また、同レポートにおける首都圏・近畿圏マンション市場動向によると、首都圏における新築マンションの供給戸数は前年同月比28.3%減、平均価格0.1%減、㎡単価0.4%減と、ともに前年同月比を下回っています。しかし、契約率は、76.6%で好不調の目安とされる70%を17カ月連続して上回っています。ここから、新築マンションでは新規供給戸数を大きく減少させることで、消費税増税後の需要減少を調整している状況がうかがえます。また、首都圏における中古マンション市場の動向は、新規登録件数が前年同月比1.2%減と下回ったものの、成約平均価格6.6%上昇、成約㎡価格6.4%上昇と、ともに前年同月比を上回っています。成約価格の好調から、中古マンション市場における需要ニーズは維持されていることが推測されます。
活況なJリートが不動産市場に及ぼす影響は?
国土交通省が2014年5月30日に発表した「平成25年度不動産証券化の実態調査」によると、不動産証券化の対象として取得された不動産及びその信託受益権の資産額が、約4兆4千億円となり前年度比でプラス31.4%と大きく伸びています。特にJリートの取得額が大きく伸びていることが影響しています。

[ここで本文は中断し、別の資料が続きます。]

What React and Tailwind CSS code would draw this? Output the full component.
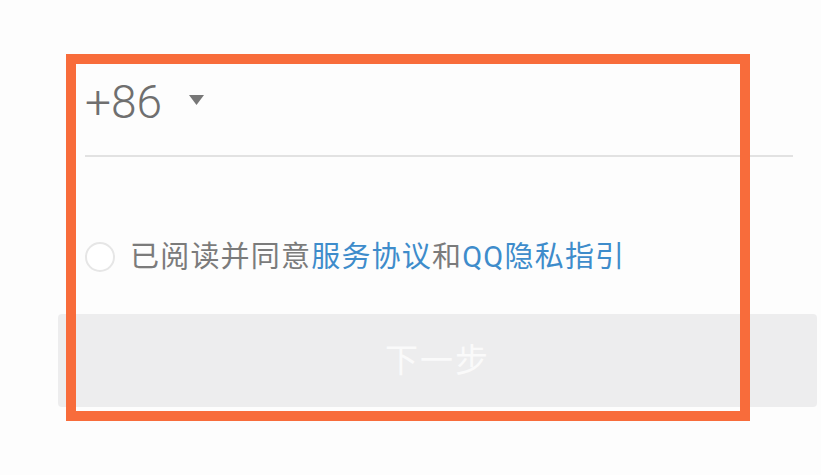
export default function App() {
  return (
    <div
      className="relative h-[475px] w-[821px] overflow-hidden bg-[#fdfdfd]"
      style={{ fontFamily: 'Roboto, "Noto Sans CJK SC", "Noto Sans", sans-serif' }}
    >
      <div className="pl-[85px] pr-[28px] pt-[76px]">
        <div className="flex h-[52px] items-center">
          <span className="text-[46px] font-light leading-none text-[#6f6f6f]">+86</span>
          <svg className="ml-[27px] mt-[-4px]" width="15" height="10" viewBox="0 0 15 10">
            <path d="M0 0h15L7.5 10z" fill="#777777" />
          </svg>
        </div>
        <div className="mt-[27px] h-[2px] bg-[#e2e2e2]" />
        <div className="mt-[85px] flex items-center">
          <span className="h-[30px] w-[30px] rounded-full border-2 border-[#e6e6e6] bg-white" />
          <p className="ml-[15px] text-[29px] leading-none tracking-[1.2px] text-[#7b7b7b]">
            已阅读并同意
            <span className="text-[#3e8ccb]">服务协议</span>
            和
            <span className="text-[#3e8ccb]">QQ隐私指引</span>
          </p>
        </div>
      </div>
      <div className="ml-[58px] mt-[42px] flex h-[93px] w-[759px] items-center justify-center rounded-[4px] bg-[#ededee]">
        <span className="text-[33px] leading-none tracking-[2px] text-[#fafafa]">下一步</span>
      </div>
      <div className="pointer-events-none absolute left-[66px] top-[54px] h-[367px] w-[684px] border-[10px] border-[#f86c3b]" />
    </div>
  );
}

では、活況となっているJリートは不動産市場にどのような影響を及ぼすのでしょうか。Jリートなどの不動産投資法人が購入を増やせば、売却した人(事業者)は得られた資金で次の不動産に投資するという循環が発生します。一定量の不動産取引が行われることは、市場を持続的に安定させます。「売り手」と「買い手」が常に存在することで取引が成立し、その取引が指標となって不動産価格に影響を与えるのです。価格面については、不動産投資法人は、賃料収入などによる「収益性」を重要視して取引価格を決定しています。この点が、かつての不動産バブル時期と大きく異なるポイントです。今後の住宅市場においても、特に中古マンションについては、「収益性」を重視して取引が行われることは大きなメリットと言えるでしょう。なぜなら、築年数による価値によって価格が大きく影響される中古マンションでも、賃料収益が見込める賃貸マンションとして売却できることになるからです。